Why, I asked Mohamed, had the Saudis for so long been Saddam Hussein's closest friends? Had they really trusted him and his foreign minister, Tariq Aziz? Had they not believed the reports of Iraq's use of poison gas in the war against Iran? Or had they been friends because Saddam was an Arab or, more to the point, a strong Arab whose power was feared as well as respected? It was Abdullah who replied. “We were never told bad things about Saddam,” he said. “We were told in our newspapers—by our government—that he was a good man. Governments always say what they want their people to understand. That is what happens here. We were not told the truth.” Then he paused for a few seconds. “But I will do anything my government tells me.”

One of the Saudis walked into the tent with a tray of whisky bottles, perhaps half a dozen of them, which Mohamed proceeded to pour into pint-size mugs. Jameson, Johnnie Walker, Jack Daniel's, I couldn't believe this. “We confiscate them from the passengers who try to smuggle alcohol into the airport,” Mohamed beamed. Given the vast quantities his guests were now drinking, glugging the stuff back as if it was juice instead of liquor, I realised that Saudi Arabia's strict antialcohol laws had as much to do with consumption as they did with religion. Saudis didn't know how to drink.

I knew something was wrong when I asked Abdullah if he really thought the Americans would leave Saudi Arabia.
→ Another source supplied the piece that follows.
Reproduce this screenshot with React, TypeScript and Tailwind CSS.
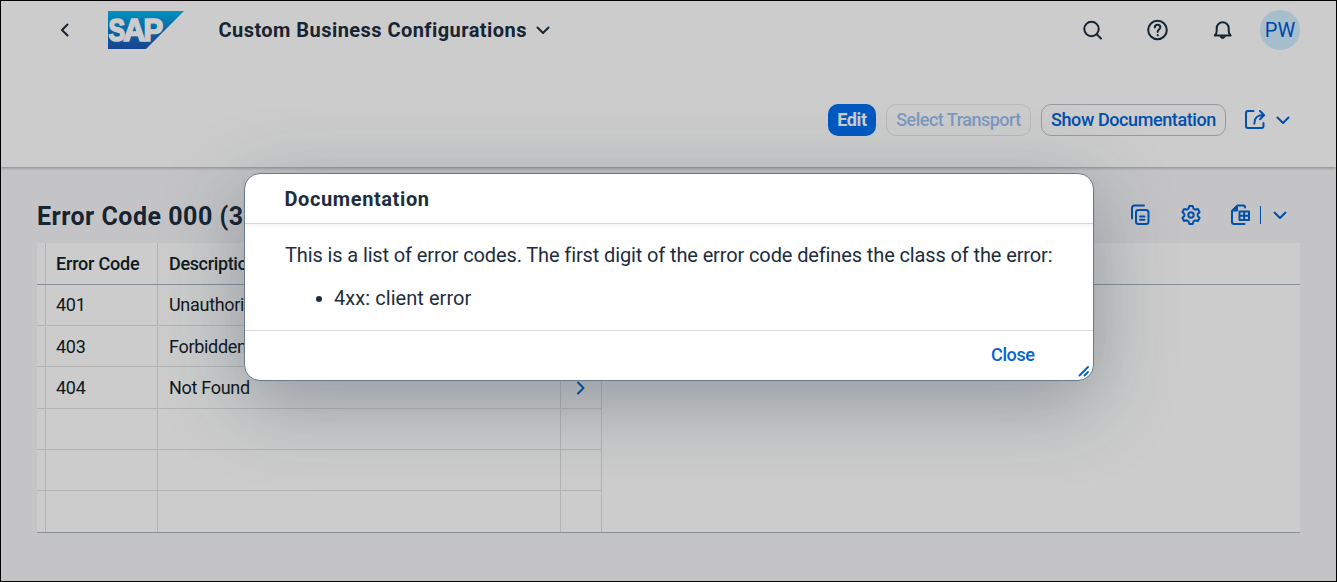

At this, Khaled suddenly stood up and announced angrily: “I will not stay here in this tent if you continue this conversation.” It was a dark, unnerving moment, as if the disaster presaged on that flickering screen had at last penetrated the minds of the six Saudis, creating some kind of disorder in the tent. Mohamed asked if the Kurds should have a state. “Why should they?” Khaled asked, his face flushed.